No on-call for pipeline infrastructure. The platform provider carries the pager. Their team - which has deep, specialized expertise in running exactly this kind of system - handles incidents, upgrades, scaling, and capacity planning. Your engineers sleep through the night.

Automatic schema evolution. When a column is added or a type changes in the source database, the platform propagates the change through the pipeline automatically. No manual schema registration, no compatibility mode configuration, no downstream consumer updates.

Predictable costs. Managed platforms typically charge based on data volume or pipeline count with transparent pricing. No surprise bills from unexpected MAR spikes, no hidden networking charges, no infrastructure cost creep as you scale.
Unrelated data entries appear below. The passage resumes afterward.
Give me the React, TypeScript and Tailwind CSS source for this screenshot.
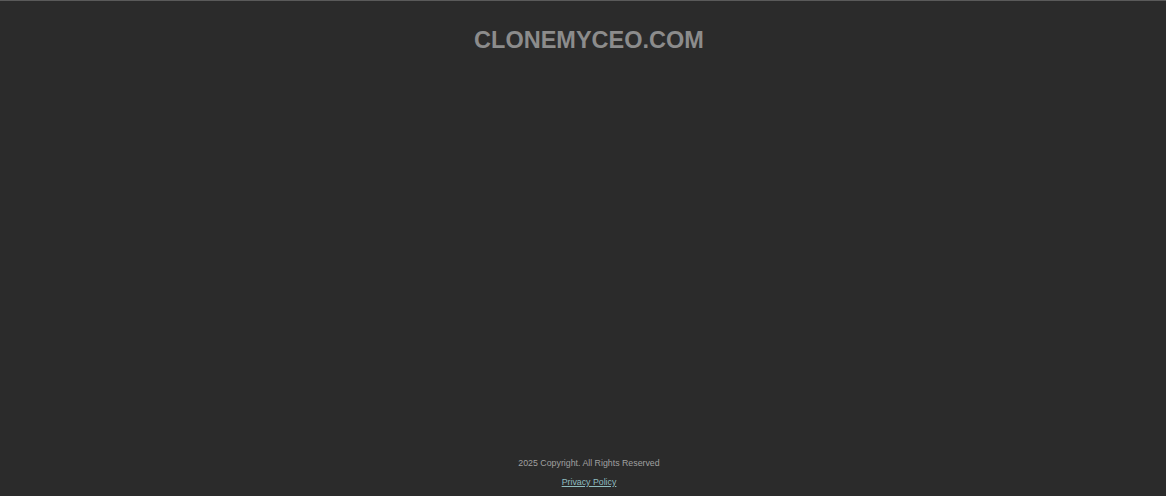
export default function App() {
  return (
    <main className="flex h-screen flex-col border-t border-[#5a5a5a] bg-[#2b2b2b] pl-[12px] font-['Liberation_Sans',Arial,sans-serif]">
      {/* Header */}
      <header className="pt-[26px] text-center">
        <h1 className="text-[23.5px] font-bold leading-[27px] text-[#8c8c8c]">
          CLONEMYCEO.COM
        </h1>
      </header>

      <div className="flex-1" />

      {/* Footer */}
      <footer className="pb-[4px] text-center text-[8.8px] leading-[19px]">
        <p className="text-[#a0a0a0]">2025 Copyright. All Rights Reserved</p>
        <a href="#" className="text-[#8fbcc0] underline">
          Privacy Policy
        </a>
      </footer>
    </main>
  );
}
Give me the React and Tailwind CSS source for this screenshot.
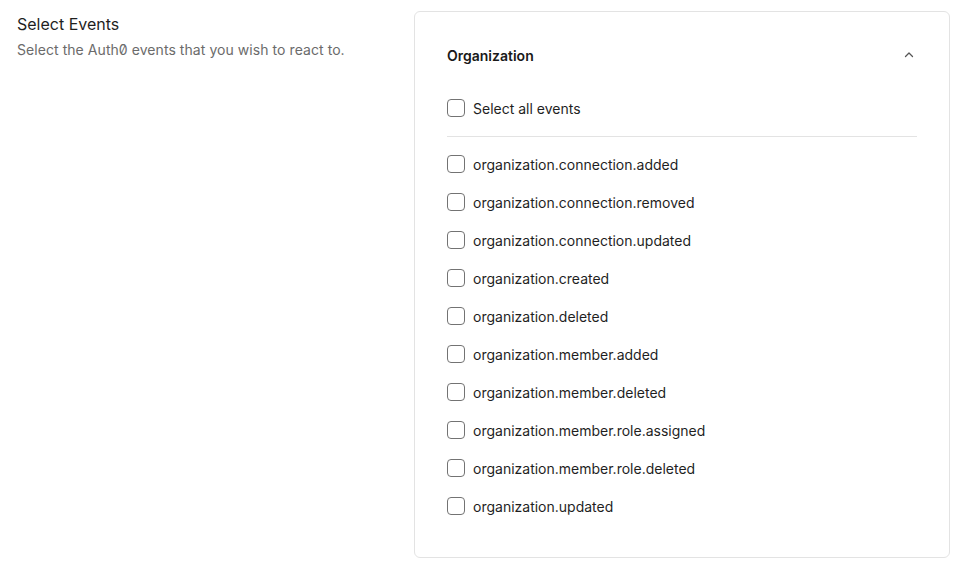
import { useState } from 'react';

const events = [
  'organization.connection.added',
  'organization.connection.removed',
  'organization.connection.updated',
  'organization.created',
  'organization.deleted',
  'organization.member.added',
  'organization.member.deleted',
  'organization.member.role.assigned',
  'organization.member.role.deleted',
  'organization.updated',
];

const Box = ({ checked, onChange, label }) => (
  <label className="flex items-center gap-[8px] h-[20px] cursor-pointer">
    <input type="checkbox" className="sr-only" checked={checked} onChange={onChange} />
    <span
      className={`w-[18px] h-[18px] rounded-[4px] border-[1.5px] shrink-0 flex items-center justify-center ${
        checked ? 'bg-[#191919] border-[#191919]' : 'border-[#737373] bg-white'
      }`}
    >
      {checked && (
        <svg width="12" height="12" viewBox="0 0 12 12" fill="none">
          <path d="M2.5 6.2l2.3 2.3 4.7-5" stroke="white" strokeWidth="1.6" strokeLinecap="round" strokeLinejoin="round" />
        </svg>
      )}
    </span>
    <span className="text-[14px] text-[#1f1f1f]">{label}</span>
  </label>
);

const App = () => {
  const [selected, setSelected] = useState([]);
  const [open, setOpen] = useState(true);

  const allSelected = selected.length === events.length;

  const toggle = (name) => {
    setSelected((s) => (s.includes(name) ? s.filter((x) => x !== name) : [...s, name]));
  };

  return (
    <div className="min-h-screen bg-white font-['Inter',sans-serif] flex pl-[17px] pr-[15px] pt-[11px]">
      <div className="w-[397px] shrink-0 pt-[3px]">
        <h2 className="text-[16px] leading-[20px] text-[#1f1f1f]">Select Events</h2>
        <p className="mt-[6px] text-[14px] leading-[20px] tracking-[0.06px] text-[#6b6b6b] [font-feature-settings:'zero']">
          Select the Auth0 events that you wish to react to.
        </p>
      </div>

      <div className="flex-1 h-[547px] border border-[#e3e3e3] rounded-[6px] px-[32px] pt-[33px]">
        <button
          type="button"
          onClick={() => setOpen(!open)}
          className="w-full flex items-center justify-between h-[20px]"
        >
          <span className="text-[14px] font-semibold text-[#191919]">Organization</span>
          <svg
            width="12"
            height="12"
            viewBox="0 0 12 12"
            fill="none"
            className={`mr-[2px] ${open ? '' : 'rotate-180'}`}
          >
            <path d="M2.5 7.5L6 4l3.5 3.5" stroke="#555" strokeWidth="1.3" strokeLinecap="round" strokeLinejoin="round" />
          </svg>
        </button>

        {open && (
          <div className="mt-[33px]">
            <Box
              checked={allSelected}
              onChange={() => setSelected(allSelected ? [] : [...events])}
              label="Select all events"
            />
            <div className="mt-[18px] border-t border-[#e3e3e3]" />
            <div className="mt-[17px] flex flex-col gap-[18px]">
              {events.map((e) => (
                <Box key={e} checked={selected.includes(e)} onChange={() => toggle(e)} label={e} />
              ))}
            </div>
          </div>
        )}
      </div>
    </div>
  );
};

export default App;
Engineering time returned to product work. The 1.5-2.0 FTE your team was spending on pipeline infrastructure goes back to building your product. Over a year, that is the equivalent of shipping multiple major features or paying down significant technical debt.

The total cost of a managed platform is typically 30-60% lower than the fully loaded cost of DIY when you account for engineering time, on-call burden, and opportunity cost. The infrastructure portion of the bill may be higher than running your own servers - that is expected, because the platform vendor is providing the operational expertise you would otherwise need to hire for. The savings come from everywhere else.

The build-vs-buy decision for CDC infrastructure is, at its core, a question about what you want your engineering team to be good at. If the answer is “operating distributed streaming systems,” build it. If the answer is anything else, the math points strongly toward buying.